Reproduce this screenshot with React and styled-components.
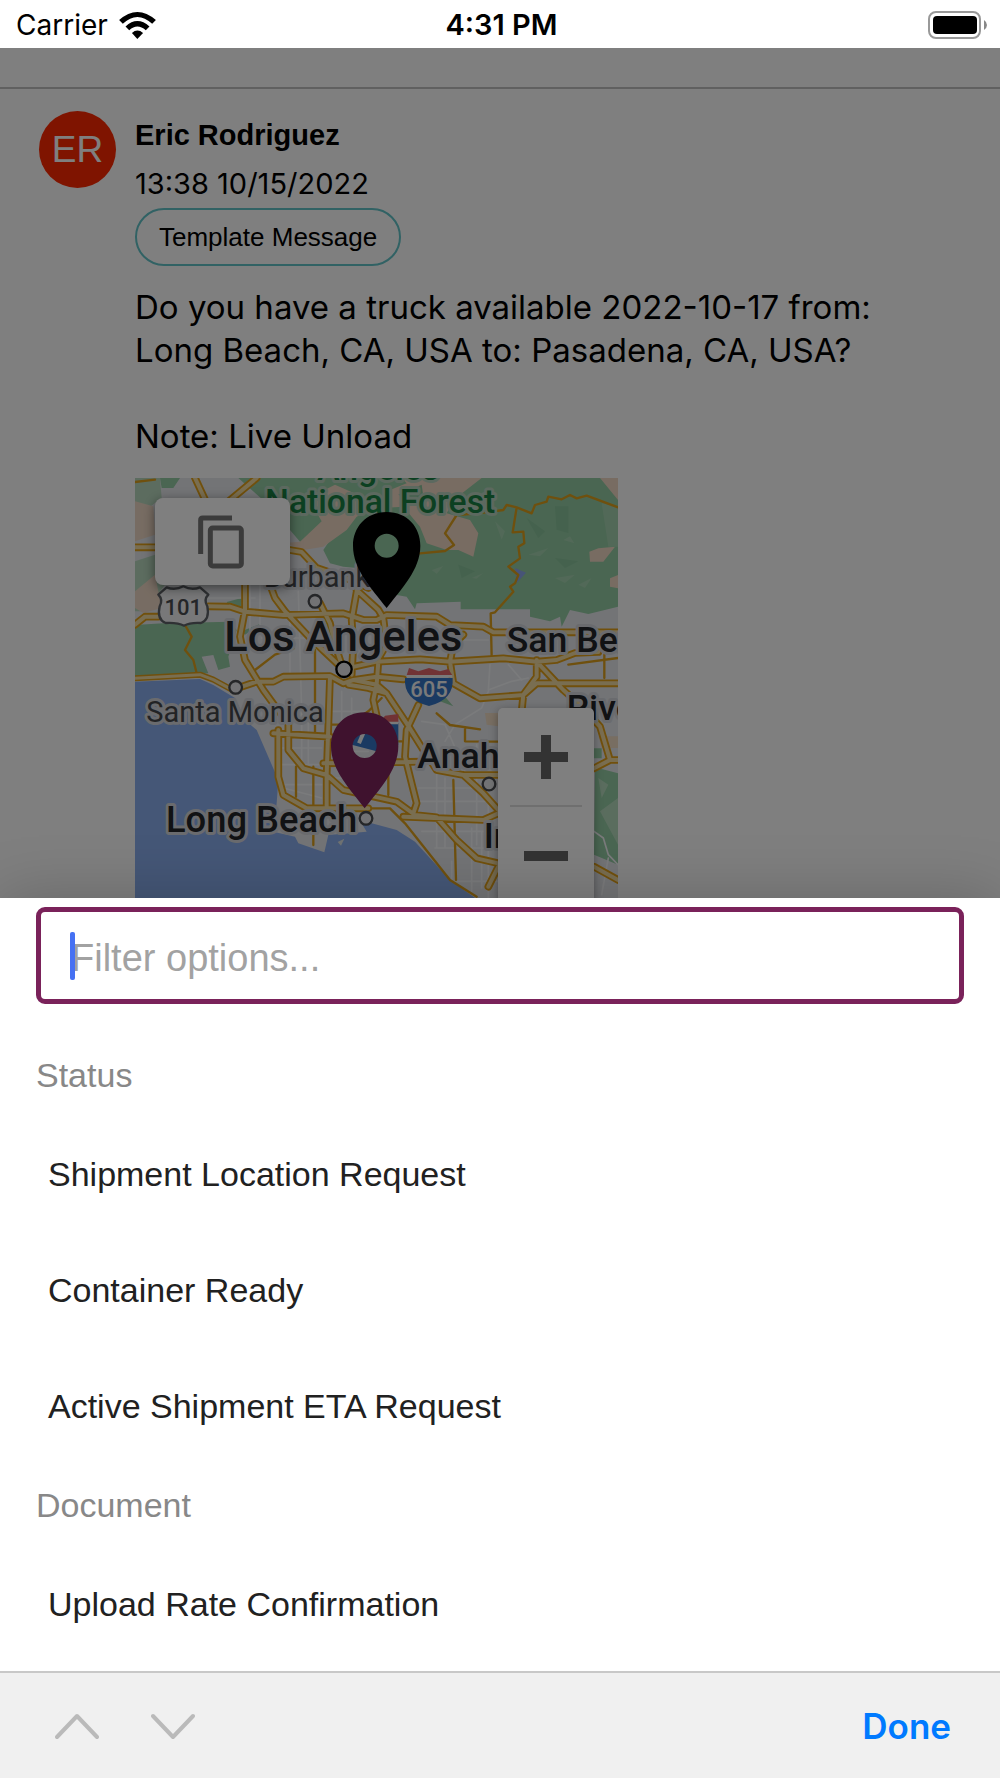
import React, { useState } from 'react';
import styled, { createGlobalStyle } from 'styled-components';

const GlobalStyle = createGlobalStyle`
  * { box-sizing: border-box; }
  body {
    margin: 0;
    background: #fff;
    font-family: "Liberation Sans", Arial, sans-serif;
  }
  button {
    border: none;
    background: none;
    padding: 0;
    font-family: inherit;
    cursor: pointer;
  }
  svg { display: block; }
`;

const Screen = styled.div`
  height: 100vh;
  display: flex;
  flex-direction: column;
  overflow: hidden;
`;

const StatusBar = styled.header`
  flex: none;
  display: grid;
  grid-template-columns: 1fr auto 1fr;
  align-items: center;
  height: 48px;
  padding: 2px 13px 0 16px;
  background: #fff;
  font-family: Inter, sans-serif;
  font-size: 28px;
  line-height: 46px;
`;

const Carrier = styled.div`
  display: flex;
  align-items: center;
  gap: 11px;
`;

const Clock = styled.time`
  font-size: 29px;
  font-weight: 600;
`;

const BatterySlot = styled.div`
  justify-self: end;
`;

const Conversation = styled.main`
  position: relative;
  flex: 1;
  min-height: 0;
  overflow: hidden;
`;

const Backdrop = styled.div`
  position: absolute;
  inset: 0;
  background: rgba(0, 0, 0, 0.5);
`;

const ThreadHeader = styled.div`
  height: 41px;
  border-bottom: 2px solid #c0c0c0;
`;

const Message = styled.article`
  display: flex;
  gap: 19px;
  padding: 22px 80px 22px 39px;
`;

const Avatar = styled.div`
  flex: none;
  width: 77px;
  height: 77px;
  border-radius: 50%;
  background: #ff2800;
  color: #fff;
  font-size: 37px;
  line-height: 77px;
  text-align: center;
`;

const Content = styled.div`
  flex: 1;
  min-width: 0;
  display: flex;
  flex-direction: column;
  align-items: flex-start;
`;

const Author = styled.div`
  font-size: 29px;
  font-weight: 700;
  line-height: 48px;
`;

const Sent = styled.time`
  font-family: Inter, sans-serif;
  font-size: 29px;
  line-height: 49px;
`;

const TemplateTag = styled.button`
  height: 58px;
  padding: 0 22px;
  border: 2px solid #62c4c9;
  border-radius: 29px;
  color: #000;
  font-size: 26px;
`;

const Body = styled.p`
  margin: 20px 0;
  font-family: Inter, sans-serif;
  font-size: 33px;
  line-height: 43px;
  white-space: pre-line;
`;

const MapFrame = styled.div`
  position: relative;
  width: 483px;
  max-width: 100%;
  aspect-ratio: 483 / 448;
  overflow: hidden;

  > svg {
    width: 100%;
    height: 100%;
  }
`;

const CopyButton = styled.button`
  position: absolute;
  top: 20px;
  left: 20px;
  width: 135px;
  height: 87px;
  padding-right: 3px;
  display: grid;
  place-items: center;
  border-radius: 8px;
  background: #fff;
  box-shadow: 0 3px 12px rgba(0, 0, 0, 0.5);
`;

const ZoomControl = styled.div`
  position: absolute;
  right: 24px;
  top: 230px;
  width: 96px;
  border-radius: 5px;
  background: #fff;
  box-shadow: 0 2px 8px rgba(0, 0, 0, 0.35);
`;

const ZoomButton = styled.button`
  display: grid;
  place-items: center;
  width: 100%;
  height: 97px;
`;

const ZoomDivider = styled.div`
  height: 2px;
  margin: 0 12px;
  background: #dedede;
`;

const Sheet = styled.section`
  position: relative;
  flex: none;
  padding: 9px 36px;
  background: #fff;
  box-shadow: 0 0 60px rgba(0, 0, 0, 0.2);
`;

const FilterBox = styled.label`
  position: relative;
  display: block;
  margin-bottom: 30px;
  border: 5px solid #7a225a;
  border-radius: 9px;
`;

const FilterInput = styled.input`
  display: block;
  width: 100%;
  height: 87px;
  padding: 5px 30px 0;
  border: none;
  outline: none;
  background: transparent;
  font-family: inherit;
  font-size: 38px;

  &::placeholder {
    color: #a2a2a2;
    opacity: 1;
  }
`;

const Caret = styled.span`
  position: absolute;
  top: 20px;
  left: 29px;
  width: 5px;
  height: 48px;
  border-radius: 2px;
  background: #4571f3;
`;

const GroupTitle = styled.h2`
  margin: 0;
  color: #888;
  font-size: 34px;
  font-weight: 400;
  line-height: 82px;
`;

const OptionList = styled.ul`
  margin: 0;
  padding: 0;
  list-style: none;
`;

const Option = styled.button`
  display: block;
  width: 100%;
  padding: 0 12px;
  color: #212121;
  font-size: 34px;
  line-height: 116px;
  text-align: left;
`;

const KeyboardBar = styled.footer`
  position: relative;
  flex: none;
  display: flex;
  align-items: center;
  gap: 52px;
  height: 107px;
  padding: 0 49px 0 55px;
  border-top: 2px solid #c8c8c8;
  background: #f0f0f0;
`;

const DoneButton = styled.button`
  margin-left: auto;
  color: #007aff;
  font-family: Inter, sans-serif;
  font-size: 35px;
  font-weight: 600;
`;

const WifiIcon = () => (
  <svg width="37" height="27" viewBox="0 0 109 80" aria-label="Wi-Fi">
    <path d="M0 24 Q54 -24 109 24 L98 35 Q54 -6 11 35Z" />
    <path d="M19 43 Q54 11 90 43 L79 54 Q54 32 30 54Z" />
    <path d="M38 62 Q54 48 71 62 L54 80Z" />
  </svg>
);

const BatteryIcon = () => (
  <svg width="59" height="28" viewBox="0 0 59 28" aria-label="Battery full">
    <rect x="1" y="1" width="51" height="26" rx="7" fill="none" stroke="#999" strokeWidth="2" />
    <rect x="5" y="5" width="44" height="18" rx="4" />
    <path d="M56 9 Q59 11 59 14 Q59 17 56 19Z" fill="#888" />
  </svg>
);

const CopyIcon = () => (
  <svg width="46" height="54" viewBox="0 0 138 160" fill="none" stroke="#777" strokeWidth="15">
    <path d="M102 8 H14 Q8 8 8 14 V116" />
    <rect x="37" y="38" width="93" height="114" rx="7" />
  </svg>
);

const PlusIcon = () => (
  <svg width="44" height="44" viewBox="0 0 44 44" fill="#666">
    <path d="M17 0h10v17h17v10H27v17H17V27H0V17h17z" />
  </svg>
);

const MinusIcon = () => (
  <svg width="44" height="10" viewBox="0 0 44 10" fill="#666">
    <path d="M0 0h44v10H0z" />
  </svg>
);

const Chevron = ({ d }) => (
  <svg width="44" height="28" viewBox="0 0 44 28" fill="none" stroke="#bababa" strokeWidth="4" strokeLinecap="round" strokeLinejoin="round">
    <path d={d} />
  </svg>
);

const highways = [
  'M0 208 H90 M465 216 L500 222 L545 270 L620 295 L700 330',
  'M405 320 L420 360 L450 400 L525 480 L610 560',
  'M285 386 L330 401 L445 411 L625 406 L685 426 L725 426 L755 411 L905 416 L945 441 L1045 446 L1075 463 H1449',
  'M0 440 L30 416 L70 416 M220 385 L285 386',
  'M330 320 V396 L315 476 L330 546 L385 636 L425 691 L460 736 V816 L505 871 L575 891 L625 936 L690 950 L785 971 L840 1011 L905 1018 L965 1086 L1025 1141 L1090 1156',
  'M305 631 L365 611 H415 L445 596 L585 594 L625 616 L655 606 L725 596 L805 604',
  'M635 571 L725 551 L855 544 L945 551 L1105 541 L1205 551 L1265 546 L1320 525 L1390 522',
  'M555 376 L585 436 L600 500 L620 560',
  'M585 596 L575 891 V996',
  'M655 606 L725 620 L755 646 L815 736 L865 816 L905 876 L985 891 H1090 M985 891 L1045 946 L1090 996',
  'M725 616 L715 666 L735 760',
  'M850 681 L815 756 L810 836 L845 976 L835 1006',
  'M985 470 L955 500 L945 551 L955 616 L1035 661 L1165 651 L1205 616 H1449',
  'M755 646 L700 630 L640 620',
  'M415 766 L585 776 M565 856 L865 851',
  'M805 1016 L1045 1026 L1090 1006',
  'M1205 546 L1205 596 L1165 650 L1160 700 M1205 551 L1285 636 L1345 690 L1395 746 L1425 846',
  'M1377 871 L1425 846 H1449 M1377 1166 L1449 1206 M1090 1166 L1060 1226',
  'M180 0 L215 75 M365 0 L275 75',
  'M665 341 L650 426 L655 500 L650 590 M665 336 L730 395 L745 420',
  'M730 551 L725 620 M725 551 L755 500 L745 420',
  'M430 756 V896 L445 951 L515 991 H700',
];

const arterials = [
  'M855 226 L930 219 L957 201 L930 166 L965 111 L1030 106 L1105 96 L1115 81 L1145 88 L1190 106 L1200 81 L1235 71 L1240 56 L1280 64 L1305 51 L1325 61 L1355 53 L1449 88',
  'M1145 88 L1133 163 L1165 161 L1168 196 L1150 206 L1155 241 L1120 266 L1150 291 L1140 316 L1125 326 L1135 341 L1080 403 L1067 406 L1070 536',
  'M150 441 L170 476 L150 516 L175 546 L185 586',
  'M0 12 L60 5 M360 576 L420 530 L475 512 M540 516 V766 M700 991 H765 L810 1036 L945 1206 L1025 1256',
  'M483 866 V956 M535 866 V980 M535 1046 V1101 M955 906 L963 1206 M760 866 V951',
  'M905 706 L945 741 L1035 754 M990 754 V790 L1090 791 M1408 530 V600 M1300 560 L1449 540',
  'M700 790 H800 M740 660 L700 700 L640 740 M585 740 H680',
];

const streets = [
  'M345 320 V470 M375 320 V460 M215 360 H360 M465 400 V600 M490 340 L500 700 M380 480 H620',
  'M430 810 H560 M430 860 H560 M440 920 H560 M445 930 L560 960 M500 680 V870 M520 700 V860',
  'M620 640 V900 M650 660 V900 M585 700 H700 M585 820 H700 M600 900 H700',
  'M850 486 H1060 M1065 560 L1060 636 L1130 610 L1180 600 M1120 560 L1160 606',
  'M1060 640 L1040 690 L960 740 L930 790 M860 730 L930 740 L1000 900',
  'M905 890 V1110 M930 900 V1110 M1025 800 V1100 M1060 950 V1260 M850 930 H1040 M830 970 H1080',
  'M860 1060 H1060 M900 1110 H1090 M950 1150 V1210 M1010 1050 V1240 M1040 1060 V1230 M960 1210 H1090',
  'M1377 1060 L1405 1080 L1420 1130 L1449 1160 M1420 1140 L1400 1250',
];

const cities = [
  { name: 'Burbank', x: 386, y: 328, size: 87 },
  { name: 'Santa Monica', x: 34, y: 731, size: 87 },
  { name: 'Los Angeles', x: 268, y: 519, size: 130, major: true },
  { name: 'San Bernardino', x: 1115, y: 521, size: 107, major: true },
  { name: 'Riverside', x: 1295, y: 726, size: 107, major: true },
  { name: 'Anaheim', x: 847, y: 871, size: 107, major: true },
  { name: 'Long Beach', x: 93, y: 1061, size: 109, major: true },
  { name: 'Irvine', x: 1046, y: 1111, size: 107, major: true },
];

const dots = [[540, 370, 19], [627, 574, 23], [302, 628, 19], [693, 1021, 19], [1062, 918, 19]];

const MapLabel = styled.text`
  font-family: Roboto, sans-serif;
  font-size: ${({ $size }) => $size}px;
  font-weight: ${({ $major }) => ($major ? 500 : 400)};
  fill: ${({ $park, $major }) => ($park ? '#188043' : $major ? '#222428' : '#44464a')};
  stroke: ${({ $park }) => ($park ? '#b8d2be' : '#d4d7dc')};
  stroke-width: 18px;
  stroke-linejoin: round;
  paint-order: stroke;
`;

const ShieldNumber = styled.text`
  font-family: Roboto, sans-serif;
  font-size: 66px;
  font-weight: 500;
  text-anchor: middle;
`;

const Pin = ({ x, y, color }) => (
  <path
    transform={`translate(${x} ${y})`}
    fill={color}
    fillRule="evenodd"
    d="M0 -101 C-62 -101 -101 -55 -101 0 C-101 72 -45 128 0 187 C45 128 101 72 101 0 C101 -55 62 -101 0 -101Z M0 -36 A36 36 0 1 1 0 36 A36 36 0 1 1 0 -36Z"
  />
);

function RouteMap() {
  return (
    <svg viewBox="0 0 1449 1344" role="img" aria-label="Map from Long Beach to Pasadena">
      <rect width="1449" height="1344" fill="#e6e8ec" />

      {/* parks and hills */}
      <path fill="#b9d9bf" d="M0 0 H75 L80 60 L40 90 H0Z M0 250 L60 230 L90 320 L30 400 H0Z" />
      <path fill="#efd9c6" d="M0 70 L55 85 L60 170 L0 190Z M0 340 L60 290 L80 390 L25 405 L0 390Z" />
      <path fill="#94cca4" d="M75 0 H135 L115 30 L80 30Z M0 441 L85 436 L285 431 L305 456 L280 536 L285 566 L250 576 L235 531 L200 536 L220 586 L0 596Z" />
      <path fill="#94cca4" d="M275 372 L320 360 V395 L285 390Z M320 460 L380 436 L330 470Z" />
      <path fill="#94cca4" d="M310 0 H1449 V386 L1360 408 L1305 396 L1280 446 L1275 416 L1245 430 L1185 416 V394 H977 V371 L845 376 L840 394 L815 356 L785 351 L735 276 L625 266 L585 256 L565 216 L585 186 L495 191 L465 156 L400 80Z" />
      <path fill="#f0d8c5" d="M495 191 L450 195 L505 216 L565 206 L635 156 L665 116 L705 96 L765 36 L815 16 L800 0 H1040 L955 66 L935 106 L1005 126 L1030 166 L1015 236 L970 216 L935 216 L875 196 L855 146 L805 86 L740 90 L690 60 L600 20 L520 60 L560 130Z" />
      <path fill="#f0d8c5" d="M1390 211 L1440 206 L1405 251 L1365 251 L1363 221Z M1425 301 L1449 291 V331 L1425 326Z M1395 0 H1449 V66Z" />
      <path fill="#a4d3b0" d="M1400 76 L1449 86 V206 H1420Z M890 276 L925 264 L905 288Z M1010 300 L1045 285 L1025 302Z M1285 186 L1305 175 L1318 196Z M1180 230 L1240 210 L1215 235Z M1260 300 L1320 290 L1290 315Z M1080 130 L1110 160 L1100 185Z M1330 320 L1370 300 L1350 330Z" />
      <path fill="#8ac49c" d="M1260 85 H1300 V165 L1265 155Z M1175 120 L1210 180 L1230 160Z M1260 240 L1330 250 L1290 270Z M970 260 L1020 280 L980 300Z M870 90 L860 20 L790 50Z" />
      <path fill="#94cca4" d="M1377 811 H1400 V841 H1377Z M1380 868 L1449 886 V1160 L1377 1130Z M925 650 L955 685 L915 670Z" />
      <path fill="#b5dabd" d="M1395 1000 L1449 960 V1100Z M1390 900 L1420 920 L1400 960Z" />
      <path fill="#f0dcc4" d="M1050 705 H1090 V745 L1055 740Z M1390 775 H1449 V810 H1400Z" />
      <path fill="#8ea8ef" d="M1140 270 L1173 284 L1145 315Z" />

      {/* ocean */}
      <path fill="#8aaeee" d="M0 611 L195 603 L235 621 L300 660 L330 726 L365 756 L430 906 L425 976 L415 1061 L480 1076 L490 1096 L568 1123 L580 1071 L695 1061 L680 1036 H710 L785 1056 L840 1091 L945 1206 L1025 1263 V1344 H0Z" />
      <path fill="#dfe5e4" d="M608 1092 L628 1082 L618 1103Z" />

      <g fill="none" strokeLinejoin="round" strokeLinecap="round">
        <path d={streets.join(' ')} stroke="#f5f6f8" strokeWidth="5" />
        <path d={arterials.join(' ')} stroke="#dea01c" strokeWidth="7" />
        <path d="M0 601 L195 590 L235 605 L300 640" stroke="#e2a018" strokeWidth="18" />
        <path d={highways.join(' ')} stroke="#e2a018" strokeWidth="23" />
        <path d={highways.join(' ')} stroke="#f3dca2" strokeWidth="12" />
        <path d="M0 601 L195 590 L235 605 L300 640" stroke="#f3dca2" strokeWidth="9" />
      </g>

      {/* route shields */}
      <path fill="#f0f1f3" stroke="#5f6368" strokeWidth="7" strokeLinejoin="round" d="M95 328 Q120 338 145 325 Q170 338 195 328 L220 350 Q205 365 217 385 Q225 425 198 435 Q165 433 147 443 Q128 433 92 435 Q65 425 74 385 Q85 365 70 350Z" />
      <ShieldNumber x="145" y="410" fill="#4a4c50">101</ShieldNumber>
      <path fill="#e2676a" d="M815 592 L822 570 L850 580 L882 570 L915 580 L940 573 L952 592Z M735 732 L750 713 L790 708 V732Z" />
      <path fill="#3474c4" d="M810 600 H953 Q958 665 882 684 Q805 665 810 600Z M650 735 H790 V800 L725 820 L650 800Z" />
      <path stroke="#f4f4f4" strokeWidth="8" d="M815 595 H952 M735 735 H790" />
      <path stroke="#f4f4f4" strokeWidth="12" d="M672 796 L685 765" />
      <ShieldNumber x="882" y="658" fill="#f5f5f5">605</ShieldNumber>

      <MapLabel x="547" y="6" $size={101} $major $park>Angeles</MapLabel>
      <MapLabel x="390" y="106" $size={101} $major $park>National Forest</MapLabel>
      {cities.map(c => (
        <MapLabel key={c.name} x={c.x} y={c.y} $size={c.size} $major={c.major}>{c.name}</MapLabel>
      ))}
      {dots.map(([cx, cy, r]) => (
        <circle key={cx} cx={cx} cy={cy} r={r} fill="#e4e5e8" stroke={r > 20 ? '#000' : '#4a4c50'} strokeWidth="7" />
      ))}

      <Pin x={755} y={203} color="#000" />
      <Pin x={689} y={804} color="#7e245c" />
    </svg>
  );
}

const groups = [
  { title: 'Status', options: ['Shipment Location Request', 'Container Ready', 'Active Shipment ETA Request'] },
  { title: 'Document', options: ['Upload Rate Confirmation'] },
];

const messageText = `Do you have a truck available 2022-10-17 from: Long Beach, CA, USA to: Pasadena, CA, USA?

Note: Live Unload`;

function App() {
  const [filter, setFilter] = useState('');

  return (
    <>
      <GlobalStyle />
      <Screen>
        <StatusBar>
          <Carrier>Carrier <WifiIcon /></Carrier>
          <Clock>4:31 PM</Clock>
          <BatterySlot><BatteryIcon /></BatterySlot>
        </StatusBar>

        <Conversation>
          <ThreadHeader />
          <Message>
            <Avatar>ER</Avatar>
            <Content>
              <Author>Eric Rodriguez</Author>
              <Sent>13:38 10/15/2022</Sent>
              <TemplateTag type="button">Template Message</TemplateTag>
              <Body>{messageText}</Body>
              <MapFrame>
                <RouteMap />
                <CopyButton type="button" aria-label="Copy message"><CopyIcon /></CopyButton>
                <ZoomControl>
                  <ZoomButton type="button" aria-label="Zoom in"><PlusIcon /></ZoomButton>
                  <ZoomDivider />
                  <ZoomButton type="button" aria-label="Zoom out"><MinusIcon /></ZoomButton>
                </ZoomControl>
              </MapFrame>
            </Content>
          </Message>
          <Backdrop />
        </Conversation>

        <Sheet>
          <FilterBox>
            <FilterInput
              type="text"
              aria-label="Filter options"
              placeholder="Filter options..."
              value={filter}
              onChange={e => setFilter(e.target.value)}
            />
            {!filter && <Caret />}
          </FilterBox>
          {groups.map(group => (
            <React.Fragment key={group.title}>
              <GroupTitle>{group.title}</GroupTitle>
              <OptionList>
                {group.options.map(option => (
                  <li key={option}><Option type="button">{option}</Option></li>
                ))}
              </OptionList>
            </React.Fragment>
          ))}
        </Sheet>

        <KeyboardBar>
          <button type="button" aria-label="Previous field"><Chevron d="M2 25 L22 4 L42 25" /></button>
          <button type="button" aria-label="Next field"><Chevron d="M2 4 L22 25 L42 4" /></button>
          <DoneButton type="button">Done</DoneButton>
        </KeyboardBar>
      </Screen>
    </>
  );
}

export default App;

§ **WHAT IS REQUIRED**
Copy every line of the listing that contains the word "components".

§ **RESULT OF THIS EXERCISE**
Reproduce this screenshot with React and styled-components.
import styled, { createGlobalStyle } from 'styled-components';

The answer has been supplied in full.